Met meer dan tien terabytes aan gestolen gegevens per maand is ransomware nog steeds een van de belangrijkste bedreigingen. Dat blijkt uit het nieuwe rapport van Enisa, het Europees agentschap voor cyberbeveiliging.
In het rapport, getiteld Enisa Threat Landscape, komt naar voren dat circa zestig procent van de getroffen organisaties losgeld betaalt. Hierbij wordt phishing aangemerkt als de meest voorkomende zogenaamde initiële vector van dergelijke aanvallen. De andere bedreigingen die naast ransomware het hoogst scoren zijn aanvallen op de beschikbaarheid van online-diensten, ook wel ddos (distributed denial of service)-aanvallen genoemd.

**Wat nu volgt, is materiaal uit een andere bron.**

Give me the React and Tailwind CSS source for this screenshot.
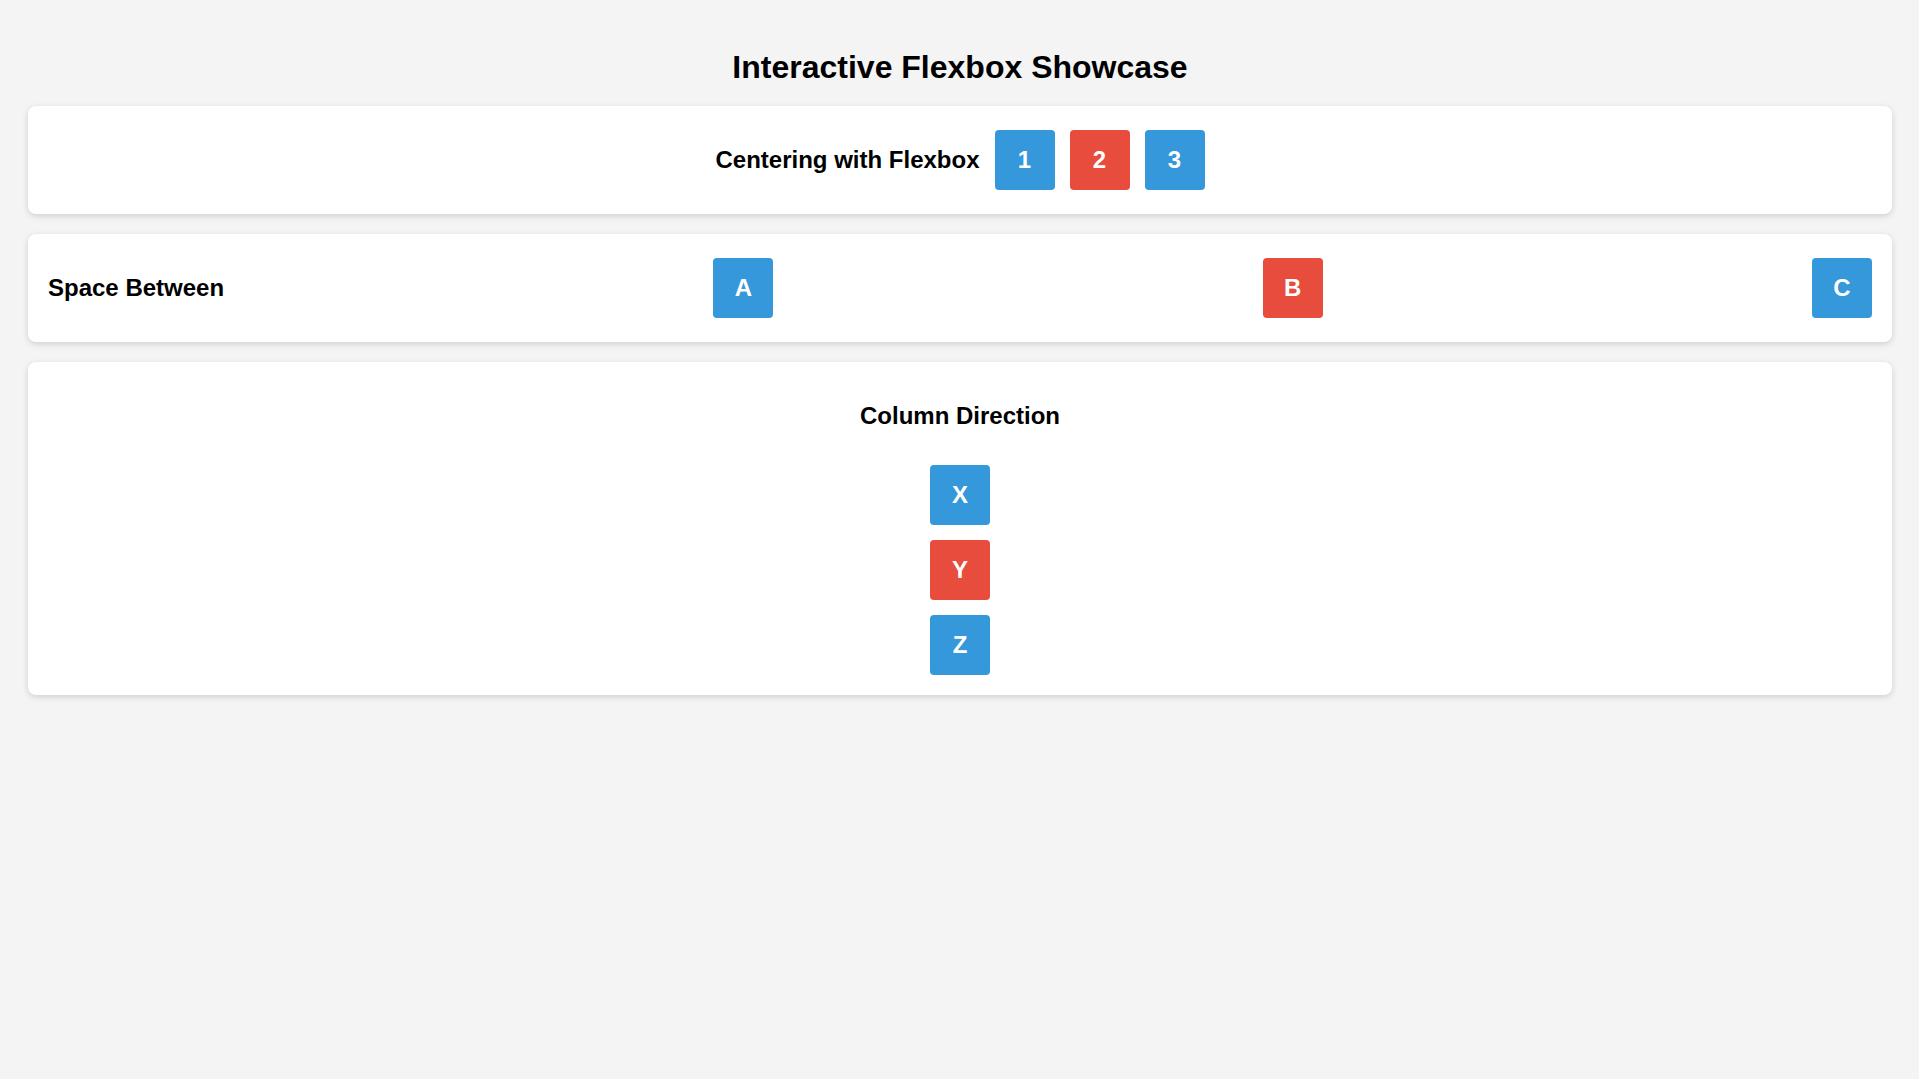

De studie brengt het cyberdreigingslandschap in kaart om besluitvormers, beleidsmakers en veiligheidsspecialisten te helpen strategieën vast te stellen om burgers, organisaties en de cyberspace te verdedigen. Het rapport verschijnt jaarlijks, maar dit jaar is de context anders. Zo heeft de geopolitieke situatie, met name de Russische invasie in Oekraïne, de spelregels voor het wereldwijde cyberdomein veranderd. ‘Hoewel we nog steeds een toename van het aantal bedreigingen waarnemen, zien we ook een breder scala aan vectoren ontstaan, zoals zero-day exploits en ai-gebaseerde desinformatie en deepfakes. Als gevolg daarvan ontstaan er meer kwaadaardige en wijdverspreide aanvallen met meer schadelijke gevolgen’, klinkt het bij Enisa.
Paradigma
De zogenoemde door de staat gesponsorde cybercriminaliteit, ingehuurde hackers en hacktivisten blijven de prominente dreigingsactoren. Maar er is nog meer op komst. ‘De huidige mondiale context leidt onvermijdelijk tot grote veranderingen in het dreigingslandschap voor cyberbeveiliging’, oppert Juhan Lepassaar, uitvoerend directeur van het EU-Agentschap voor cyberbeveiliging. ‘Het nieuwe paradigma wordt gevormd door het groeiende aantal bedreigingen. We gaan een fase in waarin passende strategieën nodig zijn om al onze kritieke sectoren, onze industriële partners en dus alle eu-burgers te beschermen.